I have a question on filtering transcripts from Ensemble by transcription support levels (TSL). Currently, I am collecting Ensembl transcripts for three separate purposes:
- Calculating nucleotide distributions on exons, introns, and UTRs separately (from canonical transcripts to avoid redundancy).
- For a given genomic location, providing an annotation based on location in a gene model.
- RNA quantification (I have recently read this: https://cgatoxford.wordpress.com/2015/10/21/improving-kallisto-quantification-accuracy-by-filtering-the-gene-set/)
I am inclined to filter out TSL 4 (the best supporting EST is flagged as suspect) and TSL 5 (no single transcript supports the model structure) for all purposes to provide more accurate distributions, annotations, quantification, etc.

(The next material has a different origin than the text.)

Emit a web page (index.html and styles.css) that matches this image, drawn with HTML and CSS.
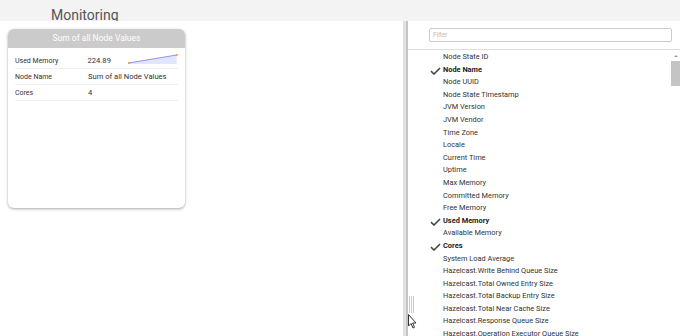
FILE: index.html
```html
<!DOCTYPE html>
<html>
<head>
<meta charset="utf-8">
<link rel="stylesheet" href="styles.css">
</head>
<body>
<div class="header"><span class="title">Monitoring</span></div>
<div class="main">
  <div class="left">
    <div class="card">
      <div class="card-head">Sum of all Node Values</div>
      <div class="card-body">
        <div class="row">
          <span class="label">Used Memory</span>
          <span class="value">224.89</span>
          <svg class="spark" width="50" height="10" viewBox="0 0 50 10">
            <polygon points="1,9 49,1 49,10 1,10" fill="#e3e6ff"/>
            <polyline points="1,9 49,1" fill="none" stroke="#8f8ff5" stroke-width="1"/>
            <circle cx="1" cy="9" r="1.2" fill="#f5a54a"/>
            <circle cx="49" cy="1" r="1.2" fill="#f5a54a"/>
          </svg>
        </div>
        <div class="row">
          <span class="label">Node Name</span>
          <span class="value">Sum of all Node Values</span>
        </div>
        <div class="row">
          <span class="label">Cores</span>
          <span class="value">4</span>
        </div>
      </div>
    </div>
  </div>
  <div class="splitter"><div class="split-light"></div><div class="split-dark"></div></div>
  <div class="panel">
    <div class="filter-bar"><div class="filter">Filter</div></div>
    <div class="list-wrap">
      <ul class="list">
        <li>Node State ID</li>
        <li class="on"><svg class="check" width="11" height="8" viewBox="0 0 11 8"><path d="M1 4.2 L4 7 L10 1" fill="none" stroke="#444" stroke-width="1.6"/></svg>Node Name</li>
        <li>Node UUID</li>
        <li>Node State Timestamp</li>
        <li>JVM Version</li>
        <li>JVM Vendor</li>
        <li>Time Zone</li>
        <li>Locale</li>
        <li>Current Time</li>
        <li>Uptime</li>
        <li>Max Memory</li>
        <li>Committed Memory</li>
        <li>Free Memory</li>
        <li class="on"><svg class="check" width="11" height="8" viewBox="0 0 11 8"><path d="M1 4.2 L4 7 L10 1" fill="none" stroke="#444" stroke-width="1.6"/></svg>Used Memory</li>
        <li>Available Memory</li>
        <li class="on"><svg class="check" width="11" height="8" viewBox="0 0 11 8"><path d="M1 4.2 L4 7 L10 1" fill="none" stroke="#444" stroke-width="1.6"/></svg>Cores</li>
        <li>System Load Average</li>
        <li>Hazelcast.Write Behind Queue Size</li>
        <li>Hazelcast.Total Owned Entry Size</li>
        <li>Hazelcast.Total Backup Entry Size</li>
        <li>Hazelcast.Total Near Cache Size</li>
        <li>Hazelcast.Response Queue Size</li>
        <li>Hazelcast.Operation Executor Queue Size</li>
      </ul>
      <div class="scrollbar">
        <div class="arrow"></div>
        <div class="thumb"></div>
      </div>
    </div>
  </div>
</div>
<div class="grip"></div>
<svg class="cursor" width="9" height="15" viewBox="0 0 9 15">
  <path d="M0.5 0.5 L0.5 12 L3 9.5 L5 14 L6.5 13.3 L4.6 9 L8 9 Z" fill="#fff" stroke="#333" stroke-width="1" stroke-linejoin="round"/>
</svg>
</body>
</html>
```
FILE: styles.css
```css
html, body {
  margin: 0;
  padding: 0;
}
body {
  width: 680px;
  height: 336px;
  overflow: hidden;
  background: #fff;
  font-family: Roboto, "Liberation Sans", sans-serif;
  color: #333;
  position: relative;
}
.header {
  height: 21px;
  background: #f3f3f3;
  box-sizing: border-box;
  padding-left: 51px;
  overflow: hidden;
}
.title {
  display: block;
  font-size: 14px;
  line-height: 14px;
  padding-top: 8px;
  color: #555;
}
.main {
  display: flex;
  height: 315px;
}
.left {
  width: 403px;
  padding: 8px 0 0 8px;
  box-sizing: border-box;
}
.card {
  width: 177px;
  height: 179px;
  border-radius: 6px;
  background: #fff;
  box-shadow: 0 1px 3px rgba(0,0,0,0.35);
  overflow: hidden;
}
.card-head {
  height: 19px;
  background: #cbcbcb;
  color: #fff;
  font-size: 8.5px;
  line-height: 19px;
  text-align: center;
}
.card-body {
  padding: 5px 7px 0 7px;
}
.row {
  display: flex;
  align-items: center;
  height: 16px;
  border-bottom: 1px solid #eee;
  box-sizing: border-box;
}
.label {
  width: 73px;
  font-size: 7px;
  color: #333;
}
.value {
  font-size: 7.6px;
  color: #333;
  width: 41px;
  white-space: nowrap;
}
.spark {
  margin-top: -3px;
}
.splitter {
  display: flex;
  width: 5px;
}
.split-light {
  width: 3px;
  background: #e2e2e2;
}
.split-dark {
  width: 2px;
  background: #c6c6c6;
}
.panel {
  flex: 1;
  display: flex;
  flex-direction: column;
  min-width: 0;
}
.filter-bar {
  height: 29px;
  border-bottom: 1px solid #dcdcdc;
  box-sizing: border-box;
  padding: 7px 8px 0 21px;
}
.filter {
  height: 14px;
  border: 1px solid #ccc;
  border-radius: 2px;
  box-sizing: border-box;
  font-size: 6.5px;
  line-height: 12px;
  padding-left: 3px;
  color: #bbb;
}
.list-wrap {
  flex: 1;
  display: flex;
  overflow: hidden;
}
.list {
  flex: 1;
  list-style: none;
  margin: 0;
  padding: 1px 0 0 35px;
}
.list li {
  height: 12.6px;
  line-height: 12.6px;
  font-size: 7.4px;
  color: #333;
  white-space: nowrap;
  position: relative;
}
.list li.on {
  font-weight: bold;
  color: #222;
}
.check {
  position: absolute;
  left: -13px;
  top: 3px;
}
.scrollbar {
  width: 9px;
  display: flex;
  flex-direction: column;
  align-items: center;
}
.arrow {
  margin-top: 5px;
  width: 0;
  height: 0;
  border-left: 2px solid transparent;
  border-right: 2px solid transparent;
  border-bottom: 2px solid #999;
}
.thumb {
  margin-top: 4px;
  width: 9px;
  height: 25px;
  background: #c4c4c4;
}
.grip {
  position: absolute;
  left: 409px;
  top: 296px;
  width: 5px;
  height: 17px;
  background: repeating-linear-gradient(90deg, #c8c8c8 0 1px, transparent 1px 2px);
}
.cursor {
  position: absolute;
  left: 408px;
  top: 314px;
}
```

When I filter according to this criteria, 50,672 transcripts (total: 191,632) and 5,401 canonical transcripts (total: 57,387) are eliminated from autosomal chromosomes. Among eliminated transcripts, 22,035 transcripts (~29% of total protein coding transcripts) and 1,941 canonical transcripts (~10% of total protein coding canonical transcripts) are protein coding. Since these numbers are a bit high and may influence especially the first purpose, I became a bit suspicious of this strategy. At this point, the link I have provided shows an interesting result for quantification too, which left me more confused.
So, would you think this type of filtering is appropriate for the given purposes, or is it an over-conservative and/or unnecessary approach?